**TASK**:
Pull out every line below that contains the word "React".

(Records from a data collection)
═══

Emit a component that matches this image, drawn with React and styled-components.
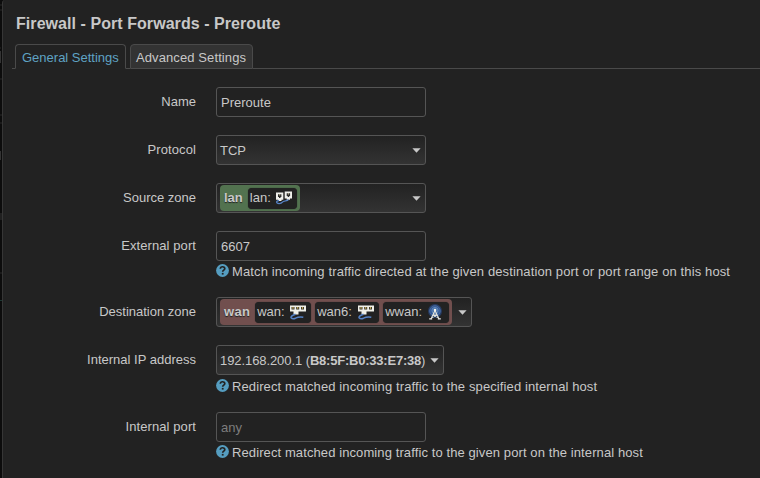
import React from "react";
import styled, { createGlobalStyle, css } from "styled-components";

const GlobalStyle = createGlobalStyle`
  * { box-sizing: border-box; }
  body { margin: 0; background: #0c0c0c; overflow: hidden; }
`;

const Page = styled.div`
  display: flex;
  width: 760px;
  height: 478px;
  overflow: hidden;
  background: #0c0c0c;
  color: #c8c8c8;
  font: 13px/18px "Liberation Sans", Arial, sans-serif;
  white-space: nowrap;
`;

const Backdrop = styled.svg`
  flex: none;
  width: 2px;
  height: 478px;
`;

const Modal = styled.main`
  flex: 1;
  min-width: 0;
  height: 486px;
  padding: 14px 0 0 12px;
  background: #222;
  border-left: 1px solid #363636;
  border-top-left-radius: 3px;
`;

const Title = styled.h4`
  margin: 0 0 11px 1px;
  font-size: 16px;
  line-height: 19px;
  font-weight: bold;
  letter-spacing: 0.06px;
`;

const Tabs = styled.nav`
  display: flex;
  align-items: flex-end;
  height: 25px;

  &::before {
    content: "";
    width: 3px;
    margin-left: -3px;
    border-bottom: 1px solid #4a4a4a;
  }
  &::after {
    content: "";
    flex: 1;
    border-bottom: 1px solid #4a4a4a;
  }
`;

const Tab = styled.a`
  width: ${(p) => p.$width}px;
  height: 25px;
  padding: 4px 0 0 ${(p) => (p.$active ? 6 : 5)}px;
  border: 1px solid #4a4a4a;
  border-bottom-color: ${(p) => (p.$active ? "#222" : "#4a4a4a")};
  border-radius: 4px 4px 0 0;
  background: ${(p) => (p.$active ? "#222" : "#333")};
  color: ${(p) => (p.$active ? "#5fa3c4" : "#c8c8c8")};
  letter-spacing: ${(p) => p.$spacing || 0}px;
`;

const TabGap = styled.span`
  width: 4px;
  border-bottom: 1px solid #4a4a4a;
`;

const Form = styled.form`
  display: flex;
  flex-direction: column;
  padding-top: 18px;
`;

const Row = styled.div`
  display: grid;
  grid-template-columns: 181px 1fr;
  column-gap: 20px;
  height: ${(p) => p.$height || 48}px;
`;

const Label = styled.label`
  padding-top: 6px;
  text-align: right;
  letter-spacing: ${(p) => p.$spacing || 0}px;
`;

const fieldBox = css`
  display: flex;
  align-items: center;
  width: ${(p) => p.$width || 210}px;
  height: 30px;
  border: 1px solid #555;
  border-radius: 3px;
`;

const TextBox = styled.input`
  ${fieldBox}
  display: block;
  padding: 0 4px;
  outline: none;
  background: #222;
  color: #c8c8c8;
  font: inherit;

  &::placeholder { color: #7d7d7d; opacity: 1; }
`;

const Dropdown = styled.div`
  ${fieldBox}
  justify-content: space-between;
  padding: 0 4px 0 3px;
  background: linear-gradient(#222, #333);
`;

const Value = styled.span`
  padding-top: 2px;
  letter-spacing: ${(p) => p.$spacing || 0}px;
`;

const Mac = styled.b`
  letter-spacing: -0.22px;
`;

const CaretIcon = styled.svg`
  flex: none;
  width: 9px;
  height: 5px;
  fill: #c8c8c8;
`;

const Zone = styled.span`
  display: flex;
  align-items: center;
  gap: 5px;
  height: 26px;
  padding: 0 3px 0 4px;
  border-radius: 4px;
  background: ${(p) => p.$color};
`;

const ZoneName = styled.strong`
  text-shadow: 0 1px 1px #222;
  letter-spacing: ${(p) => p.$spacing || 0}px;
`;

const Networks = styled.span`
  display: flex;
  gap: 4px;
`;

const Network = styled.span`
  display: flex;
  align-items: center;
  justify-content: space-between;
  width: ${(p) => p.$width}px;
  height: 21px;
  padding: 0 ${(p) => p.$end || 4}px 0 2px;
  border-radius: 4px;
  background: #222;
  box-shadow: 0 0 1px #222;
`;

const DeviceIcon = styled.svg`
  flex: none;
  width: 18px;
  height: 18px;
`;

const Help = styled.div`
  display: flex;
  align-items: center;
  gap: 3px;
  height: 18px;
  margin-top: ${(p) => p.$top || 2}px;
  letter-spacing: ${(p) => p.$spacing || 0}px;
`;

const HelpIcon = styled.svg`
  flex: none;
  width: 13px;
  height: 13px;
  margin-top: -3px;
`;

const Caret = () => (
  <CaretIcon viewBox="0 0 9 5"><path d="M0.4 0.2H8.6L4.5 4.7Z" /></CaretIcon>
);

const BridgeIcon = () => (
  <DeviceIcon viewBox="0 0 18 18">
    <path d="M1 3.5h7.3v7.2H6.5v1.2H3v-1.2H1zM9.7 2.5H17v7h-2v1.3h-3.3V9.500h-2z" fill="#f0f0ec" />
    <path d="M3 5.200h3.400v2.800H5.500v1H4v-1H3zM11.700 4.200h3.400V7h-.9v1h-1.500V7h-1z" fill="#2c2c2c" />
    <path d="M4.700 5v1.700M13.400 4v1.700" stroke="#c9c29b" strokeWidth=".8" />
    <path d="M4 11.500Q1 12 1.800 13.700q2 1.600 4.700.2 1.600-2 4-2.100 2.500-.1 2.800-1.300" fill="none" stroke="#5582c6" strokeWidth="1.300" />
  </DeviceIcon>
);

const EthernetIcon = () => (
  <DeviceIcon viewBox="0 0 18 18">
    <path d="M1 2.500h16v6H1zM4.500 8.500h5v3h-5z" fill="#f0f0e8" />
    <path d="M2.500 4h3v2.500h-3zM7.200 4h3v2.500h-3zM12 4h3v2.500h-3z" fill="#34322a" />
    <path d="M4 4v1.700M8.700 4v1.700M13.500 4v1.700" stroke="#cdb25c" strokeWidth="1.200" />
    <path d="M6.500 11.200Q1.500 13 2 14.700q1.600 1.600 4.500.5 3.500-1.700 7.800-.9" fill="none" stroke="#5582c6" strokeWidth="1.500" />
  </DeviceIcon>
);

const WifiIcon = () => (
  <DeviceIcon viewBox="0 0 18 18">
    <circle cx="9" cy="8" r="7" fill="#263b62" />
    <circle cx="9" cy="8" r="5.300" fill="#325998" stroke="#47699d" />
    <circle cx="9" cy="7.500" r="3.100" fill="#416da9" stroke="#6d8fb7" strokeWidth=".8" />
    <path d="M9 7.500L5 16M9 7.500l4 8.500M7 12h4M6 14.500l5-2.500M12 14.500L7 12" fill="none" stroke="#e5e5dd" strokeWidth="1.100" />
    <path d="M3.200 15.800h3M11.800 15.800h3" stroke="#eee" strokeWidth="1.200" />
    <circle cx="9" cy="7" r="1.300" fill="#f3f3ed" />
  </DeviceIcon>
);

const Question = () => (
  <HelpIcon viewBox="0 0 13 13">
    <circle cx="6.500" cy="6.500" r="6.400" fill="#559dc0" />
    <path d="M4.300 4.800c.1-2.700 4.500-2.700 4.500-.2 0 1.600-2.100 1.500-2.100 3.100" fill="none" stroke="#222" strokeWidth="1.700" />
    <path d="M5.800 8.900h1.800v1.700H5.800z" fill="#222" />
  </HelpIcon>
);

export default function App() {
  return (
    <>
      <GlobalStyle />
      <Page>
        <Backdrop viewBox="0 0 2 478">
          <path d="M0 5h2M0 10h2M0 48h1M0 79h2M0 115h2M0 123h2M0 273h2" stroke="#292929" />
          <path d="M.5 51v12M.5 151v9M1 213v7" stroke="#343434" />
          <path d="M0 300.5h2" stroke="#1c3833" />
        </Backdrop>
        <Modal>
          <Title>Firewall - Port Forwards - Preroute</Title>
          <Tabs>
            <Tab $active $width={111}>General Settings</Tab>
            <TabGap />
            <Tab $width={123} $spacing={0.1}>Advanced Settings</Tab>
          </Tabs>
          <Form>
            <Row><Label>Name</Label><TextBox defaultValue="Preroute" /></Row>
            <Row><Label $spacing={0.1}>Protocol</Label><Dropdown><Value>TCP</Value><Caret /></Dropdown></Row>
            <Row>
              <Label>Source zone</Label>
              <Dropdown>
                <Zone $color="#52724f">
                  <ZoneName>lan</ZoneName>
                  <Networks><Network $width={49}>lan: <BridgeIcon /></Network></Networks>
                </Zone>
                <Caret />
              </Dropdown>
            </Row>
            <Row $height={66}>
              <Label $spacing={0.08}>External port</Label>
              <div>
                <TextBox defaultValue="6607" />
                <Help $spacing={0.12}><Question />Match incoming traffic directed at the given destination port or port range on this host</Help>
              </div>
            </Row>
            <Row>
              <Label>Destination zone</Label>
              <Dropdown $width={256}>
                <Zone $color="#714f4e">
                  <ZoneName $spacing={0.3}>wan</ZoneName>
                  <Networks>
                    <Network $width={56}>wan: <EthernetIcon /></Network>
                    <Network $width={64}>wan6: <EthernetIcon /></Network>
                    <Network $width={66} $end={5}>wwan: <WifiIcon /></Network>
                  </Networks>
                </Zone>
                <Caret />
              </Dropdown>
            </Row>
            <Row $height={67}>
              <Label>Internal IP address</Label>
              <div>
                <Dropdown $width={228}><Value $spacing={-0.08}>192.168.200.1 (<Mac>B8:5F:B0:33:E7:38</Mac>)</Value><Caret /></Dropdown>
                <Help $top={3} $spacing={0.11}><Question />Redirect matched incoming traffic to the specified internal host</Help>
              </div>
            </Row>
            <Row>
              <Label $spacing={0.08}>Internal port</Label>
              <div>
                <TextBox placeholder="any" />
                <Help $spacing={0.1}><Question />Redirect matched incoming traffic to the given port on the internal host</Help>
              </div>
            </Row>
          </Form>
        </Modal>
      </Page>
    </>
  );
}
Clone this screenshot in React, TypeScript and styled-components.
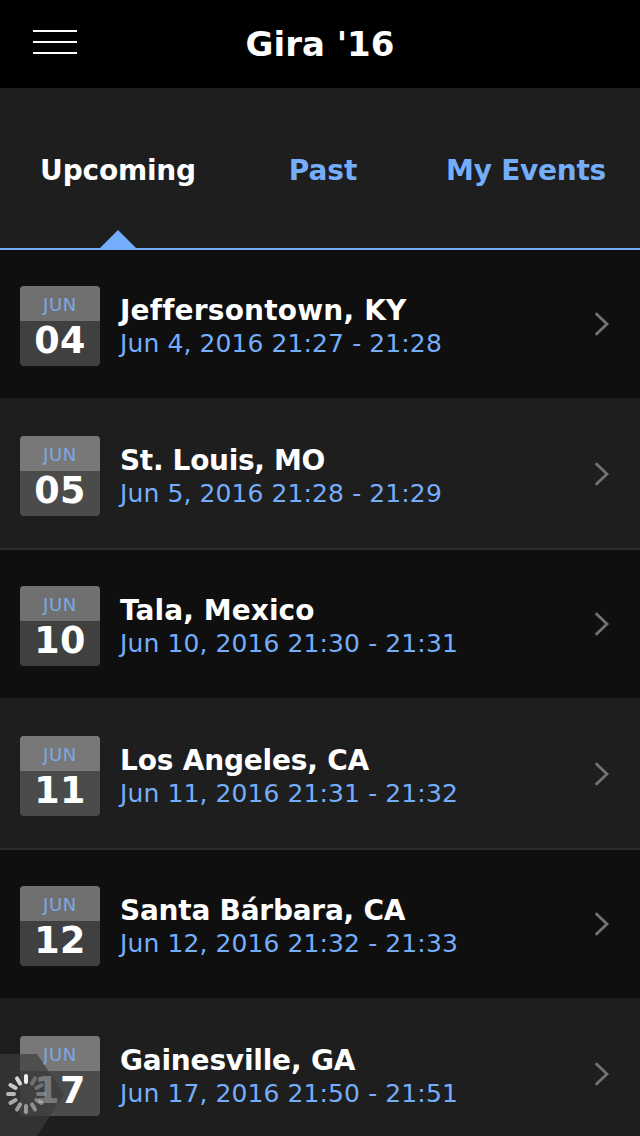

═══

**FULL ANSWER**:
Emit a component that matches this image, drawn with React and styled-components.
import React from "react";
Clone this screenshot in React, TypeScript and styled-components.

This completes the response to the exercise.